*Data section*.
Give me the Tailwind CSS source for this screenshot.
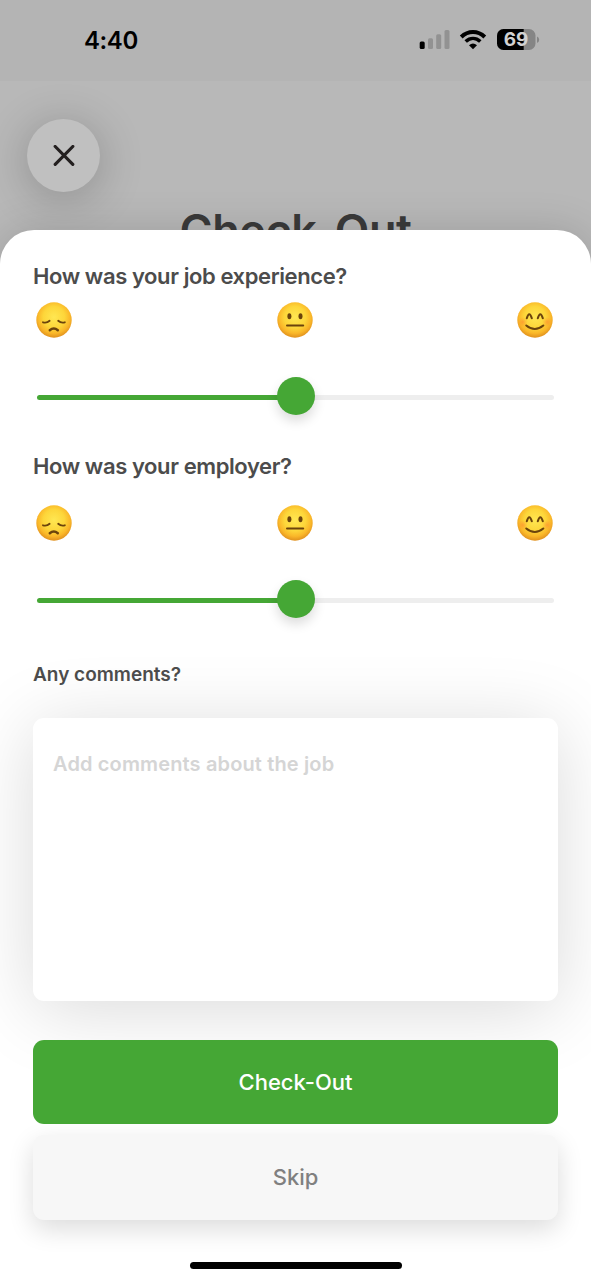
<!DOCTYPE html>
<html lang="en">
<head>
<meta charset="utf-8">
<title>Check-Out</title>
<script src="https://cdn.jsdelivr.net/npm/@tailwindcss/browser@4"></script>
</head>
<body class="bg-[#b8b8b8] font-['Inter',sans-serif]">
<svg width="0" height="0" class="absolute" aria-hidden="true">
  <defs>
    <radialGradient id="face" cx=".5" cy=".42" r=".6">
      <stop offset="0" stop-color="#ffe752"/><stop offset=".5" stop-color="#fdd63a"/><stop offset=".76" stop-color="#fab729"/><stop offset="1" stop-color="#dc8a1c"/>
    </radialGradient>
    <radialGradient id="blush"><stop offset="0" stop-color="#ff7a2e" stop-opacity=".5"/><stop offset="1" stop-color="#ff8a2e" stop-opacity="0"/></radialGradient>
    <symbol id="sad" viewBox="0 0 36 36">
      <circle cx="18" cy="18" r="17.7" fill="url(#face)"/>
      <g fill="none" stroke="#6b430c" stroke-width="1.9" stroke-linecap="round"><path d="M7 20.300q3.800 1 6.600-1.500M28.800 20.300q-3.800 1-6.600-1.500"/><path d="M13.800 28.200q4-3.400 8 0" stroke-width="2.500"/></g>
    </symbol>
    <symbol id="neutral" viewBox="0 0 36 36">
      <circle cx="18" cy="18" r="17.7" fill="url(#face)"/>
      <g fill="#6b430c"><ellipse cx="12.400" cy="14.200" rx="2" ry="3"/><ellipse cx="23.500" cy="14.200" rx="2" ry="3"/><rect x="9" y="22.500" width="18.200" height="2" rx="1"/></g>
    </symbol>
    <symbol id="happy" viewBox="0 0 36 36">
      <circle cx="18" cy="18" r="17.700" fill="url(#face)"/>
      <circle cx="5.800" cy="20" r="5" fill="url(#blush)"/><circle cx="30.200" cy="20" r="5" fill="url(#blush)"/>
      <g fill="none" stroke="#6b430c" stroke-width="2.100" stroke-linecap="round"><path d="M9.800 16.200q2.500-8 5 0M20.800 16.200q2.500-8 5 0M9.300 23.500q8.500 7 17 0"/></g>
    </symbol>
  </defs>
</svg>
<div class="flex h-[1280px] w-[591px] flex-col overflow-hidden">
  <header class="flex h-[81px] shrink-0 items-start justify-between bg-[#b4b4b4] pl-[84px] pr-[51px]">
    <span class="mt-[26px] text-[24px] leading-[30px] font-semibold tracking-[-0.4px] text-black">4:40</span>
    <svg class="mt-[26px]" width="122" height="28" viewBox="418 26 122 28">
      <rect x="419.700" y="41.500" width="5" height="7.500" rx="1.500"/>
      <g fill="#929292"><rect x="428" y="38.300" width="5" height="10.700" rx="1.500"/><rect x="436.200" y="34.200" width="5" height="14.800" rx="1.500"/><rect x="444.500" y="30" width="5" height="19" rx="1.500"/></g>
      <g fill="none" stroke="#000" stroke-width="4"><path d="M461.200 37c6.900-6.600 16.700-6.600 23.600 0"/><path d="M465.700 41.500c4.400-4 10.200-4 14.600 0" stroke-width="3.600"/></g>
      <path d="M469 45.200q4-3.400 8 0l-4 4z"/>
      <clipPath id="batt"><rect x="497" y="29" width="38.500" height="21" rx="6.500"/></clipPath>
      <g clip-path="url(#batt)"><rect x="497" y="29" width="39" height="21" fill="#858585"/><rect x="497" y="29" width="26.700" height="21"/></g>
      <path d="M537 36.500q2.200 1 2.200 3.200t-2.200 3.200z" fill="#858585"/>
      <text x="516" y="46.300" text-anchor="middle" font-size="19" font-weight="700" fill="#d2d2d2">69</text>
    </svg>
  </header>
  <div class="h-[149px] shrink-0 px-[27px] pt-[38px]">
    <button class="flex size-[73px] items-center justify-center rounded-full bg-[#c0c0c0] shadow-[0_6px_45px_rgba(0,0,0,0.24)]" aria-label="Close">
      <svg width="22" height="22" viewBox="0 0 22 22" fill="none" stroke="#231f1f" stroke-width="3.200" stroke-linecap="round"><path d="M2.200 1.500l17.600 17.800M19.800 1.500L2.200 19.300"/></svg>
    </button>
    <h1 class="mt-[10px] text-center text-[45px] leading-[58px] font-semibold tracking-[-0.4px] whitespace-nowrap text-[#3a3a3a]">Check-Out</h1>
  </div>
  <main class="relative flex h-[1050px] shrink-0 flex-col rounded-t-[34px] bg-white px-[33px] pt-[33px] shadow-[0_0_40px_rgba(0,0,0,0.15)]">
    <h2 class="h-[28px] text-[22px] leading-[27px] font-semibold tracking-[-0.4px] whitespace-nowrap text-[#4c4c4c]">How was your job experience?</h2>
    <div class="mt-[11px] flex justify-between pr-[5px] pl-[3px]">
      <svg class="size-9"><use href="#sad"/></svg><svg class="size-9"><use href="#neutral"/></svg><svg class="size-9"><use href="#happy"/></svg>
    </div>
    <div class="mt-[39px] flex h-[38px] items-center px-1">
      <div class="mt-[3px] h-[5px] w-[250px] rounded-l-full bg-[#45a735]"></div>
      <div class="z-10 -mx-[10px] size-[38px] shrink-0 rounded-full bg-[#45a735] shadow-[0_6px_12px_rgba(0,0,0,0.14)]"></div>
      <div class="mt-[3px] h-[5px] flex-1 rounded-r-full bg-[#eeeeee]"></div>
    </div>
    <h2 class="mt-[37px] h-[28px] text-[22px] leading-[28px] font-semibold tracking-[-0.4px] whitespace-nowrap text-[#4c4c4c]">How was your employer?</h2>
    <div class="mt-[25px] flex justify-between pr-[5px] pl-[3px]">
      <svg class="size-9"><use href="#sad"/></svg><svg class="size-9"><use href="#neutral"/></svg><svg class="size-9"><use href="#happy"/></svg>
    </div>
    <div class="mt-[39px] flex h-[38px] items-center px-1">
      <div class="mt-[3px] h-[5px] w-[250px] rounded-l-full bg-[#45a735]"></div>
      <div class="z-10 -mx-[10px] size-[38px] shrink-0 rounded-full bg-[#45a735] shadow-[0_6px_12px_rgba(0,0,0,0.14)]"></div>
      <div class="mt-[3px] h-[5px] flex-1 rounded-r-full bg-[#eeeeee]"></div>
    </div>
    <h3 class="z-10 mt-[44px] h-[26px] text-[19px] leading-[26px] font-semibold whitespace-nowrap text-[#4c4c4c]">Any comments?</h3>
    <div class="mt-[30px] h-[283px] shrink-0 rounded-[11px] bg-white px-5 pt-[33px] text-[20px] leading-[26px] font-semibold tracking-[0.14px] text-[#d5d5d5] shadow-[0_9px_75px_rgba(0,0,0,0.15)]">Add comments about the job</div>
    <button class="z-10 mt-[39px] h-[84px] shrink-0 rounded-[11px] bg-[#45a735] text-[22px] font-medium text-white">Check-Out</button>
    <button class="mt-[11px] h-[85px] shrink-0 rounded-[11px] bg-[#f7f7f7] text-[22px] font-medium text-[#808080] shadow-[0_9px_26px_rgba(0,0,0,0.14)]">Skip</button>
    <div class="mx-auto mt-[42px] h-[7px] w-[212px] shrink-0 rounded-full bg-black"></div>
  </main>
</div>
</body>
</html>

*Set problem*.
Except for the pictures, print the data above exactly.

*Reply*.
Give me the Tailwind CSS source for this screenshot.
<!DOCTYPE html>
<html lang="en">
<head>
<meta charset="utf-8">
<title>Check-Out</title>
<script src="https://cdn.jsdelivr.net/npm/@tailwindcss/browser@4"></script>
</head>
<body class="bg-[#b8b8b8] font-['Inter',sans-serif]">
<svg width="0" height="0" class="absolute" aria-hidden="true">
  <defs>
    <radialGradient id="face" cx=".5" cy=".42" r=".6">
      <stop offset="0" stop-color="#ffe752"/><stop offset=".5" stop-color="#fdd63a"/><stop offset=".76" stop-color="#fab729"/><stop offset="1" stop-color="#dc8a1c"/>
    </radialGradient>
    <radialGradient id="blush"><stop offset="0" stop-color="#ff7a2e" stop-opacity=".5"/><stop offset="1" stop-color="#ff8a2e" stop-opacity="0"/></radialGradient>
    <symbol id="sad" viewBox="0 0 36 36">
      <circle cx="18" cy="18" r="17.7" fill="url(#face)"/>
      <g fill="none" stroke="#6b430c" stroke-width="1.9" stroke-linecap="round"><path d="M7 20.300q3.800 1 6.600-1.500M28.800 20.300q-3.800 1-6.600-1.500"/><path d="M13.800 28.200q4-3.400 8 0" stroke-width="2.500"/></g>
    </symbol>
    <symbol id="neutral" viewBox="0 0 36 36">
      <circle cx="18" cy="18" r="17.7" fill="url(#face)"/>
      <g fill="#6b430c"><ellipse cx="12.400" cy="14.200" rx="2" ry="3"/><ellipse cx="23.500" cy="14.200" rx="2" ry="3"/><rect x="9" y="22.500" width="18.200" height="2" rx="1"/></g>
    </symbol>
    <symbol id="happy" viewBox="0 0 36 36">
      <circle cx="18" cy="18" r="17.700" fill="url(#face)"/>
      <circle cx="5.800" cy="20" r="5" fill="url(#blush)"/><circle cx="30.200" cy="20" r="5" fill="url(#blush)"/>
      <g fill="none" stroke="#6b430c" stroke-width="2.100" stroke-linecap="round"><path d="M9.800 16.200q2.500-8 5 0M20.800 16.200q2.500-8 5 0M9.300 23.500q8.500 7 17 0"/></g>
    </symbol>
  </defs>
</svg>
<div class="flex h-[1280px] w-[591px] flex-col overflow-hidden">
  <header class="flex h-[81px] shrink-0 items-start justify-between bg-[#b4b4b4] pl-[84px] pr-[51px]">
    <span class="mt-[26px] text-[24px] leading-[30px] font-semibold tracking-[-0.4px] text-black">4:40</span>
    <svg class="mt-[26px]" width="122" height="28" viewBox="418 26 122 28">
      <rect x="419.700" y="41.500" width="5" height="7.500" rx="1.500"/>
      <g fill="#929292"><rect x="428" y="38.300" width="5" height="10.700" rx="1.500"/><rect x="436.200" y="34.200" width="5" height="14.800" rx="1.500"/><rect x="444.500" y="30" width="5" height="19" rx="1.500"/></g>
      <g fill="none" stroke="#000" stroke-width="4"><path d="M461.200 37c6.900-6.600 16.700-6.600 23.600 0"/><path d="M465.700 41.500c4.400-4 10.200-4 14.600 0" stroke-width="3.600"/></g>
      <path d="M469 45.200q4-3.400 8 0l-4 4z"/>
      <clipPath id="batt"><rect x="497" y="29" width="38.500" height="21" rx="6.500"/></clipPath>
      <g clip-path="url(#batt)"><rect x="497" y="29" width="39" height="21" fill="#858585"/><rect x="497" y="29" width="26.700" height="21"/></g>
      <path d="M537 36.500q2.200 1 2.200 3.200t-2.200 3.200z" fill="#858585"/>
      <text x="516" y="46.300" text-anchor="middle" font-size="19" font-weight="700" fill="#d2d2d2">69</text>
    </svg>
  </header>
  <div class="h-[149px] shrink-0 px-[27px] pt-[38px]">
    <button class="flex size-[73px] items-center justify-center rounded-full bg-[#c0c0c0] shadow-[0_6px_45px_rgba(0,0,0,0.24)]" aria-label="Close">
      <svg width="22" height="22" viewBox="0 0 22 22" fill="none" stroke="#231f1f" stroke-width="3.200" stroke-linecap="round"><path d="M2.200 1.500l17.600 17.800M19.800 1.500L2.200 19.300"/></svg>
    </button>
    <h1 class="mt-[10px] text-center text-[45px] leading-[58px] font-semibold tracking-[-0.4px] whitespace-nowrap text-[#3a3a3a]">Check-Out</h1>
  </div>
  <main class="relative flex h-[1050px] shrink-0 flex-col rounded-t-[34px] bg-white px-[33px] pt-[33px] shadow-[0_0_40px_rgba(0,0,0,0.15)]">
    <h2 class="h-[28px] text-[22px] leading-[27px] font-semibold tracking-[-0.4px] whitespace-nowrap text-[#4c4c4c]">How was your job experience?</h2>
    <div class="mt-[11px] flex justify-between pr-[5px] pl-[3px]">
      <svg class="size-9"><use href="#sad"/></svg><svg class="size-9"><use href="#neutral"/></svg><svg class="size-9"><use href="#happy"/></svg>
    </div>
    <div class="mt-[39px] flex h-[38px] items-center px-1">
      <div class="mt-[3px] h-[5px] w-[250px] rounded-l-full bg-[#45a735]"></div>
      <div class="z-10 -mx-[10px] size-[38px] shrink-0 rounded-full bg-[#45a735] shadow-[0_6px_12px_rgba(0,0,0,0.14)]"></div>
      <div class="mt-[3px] h-[5px] flex-1 rounded-r-full bg-[#eeeeee]"></div>
    </div>
    <h2 class="mt-[37px] h-[28px] text-[22px] leading-[28px] font-semibold tracking-[-0.4px] whitespace-nowrap text-[#4c4c4c]">How was your employer?</h2>
    <div class="mt-[25px] flex justify-between pr-[5px] pl-[3px]">
      <svg class="size-9"><use href="#sad"/></svg><svg class="size-9"><use href="#neutral"/></svg><svg class="size-9"><use href="#happy"/></svg>
    </div>
    <div class="mt-[39px] flex h-[38px] items-center px-1">
      <div class="mt-[3px] h-[5px] w-[250px] rounded-l-full bg-[#45a735]"></div>
      <div class="z-10 -mx-[10px] size-[38px] shrink-0 rounded-full bg-[#45a735] shadow-[0_6px_12px_rgba(0,0,0,0.14)]"></div>
      <div class="mt-[3px] h-[5px] flex-1 rounded-r-full bg-[#eeeeee]"></div>
    </div>
    <h3 class="z-10 mt-[44px] h-[26px] text-[19px] leading-[26px] font-semibold whitespace-nowrap text-[#4c4c4c]">Any comments?</h3>
    <div class="mt-[30px] h-[283px] shrink-0 rounded-[11px] bg-white px-5 pt-[33px] text-[20px] leading-[26px] font-semibold tracking-[0.14px] text-[#d5d5d5] shadow-[0_9px_75px_rgba(0,0,0,0.15)]">Add comments about the job</div>
    <button class="z-10 mt-[39px] h-[84px] shrink-0 rounded-[11px] bg-[#45a735] text-[22px] font-medium text-white">Check-Out</button>
    <button class="mt-[11px] h-[85px] shrink-0 rounded-[11px] bg-[#f7f7f7] text-[22px] font-medium text-[#808080] shadow-[0_9px_26px_rgba(0,0,0,0.14)]">Skip</button>
    <div class="mx-auto mt-[42px] h-[7px] w-[212px] shrink-0 rounded-full bg-black"></div>
  </main>
</div>
</body>
</html>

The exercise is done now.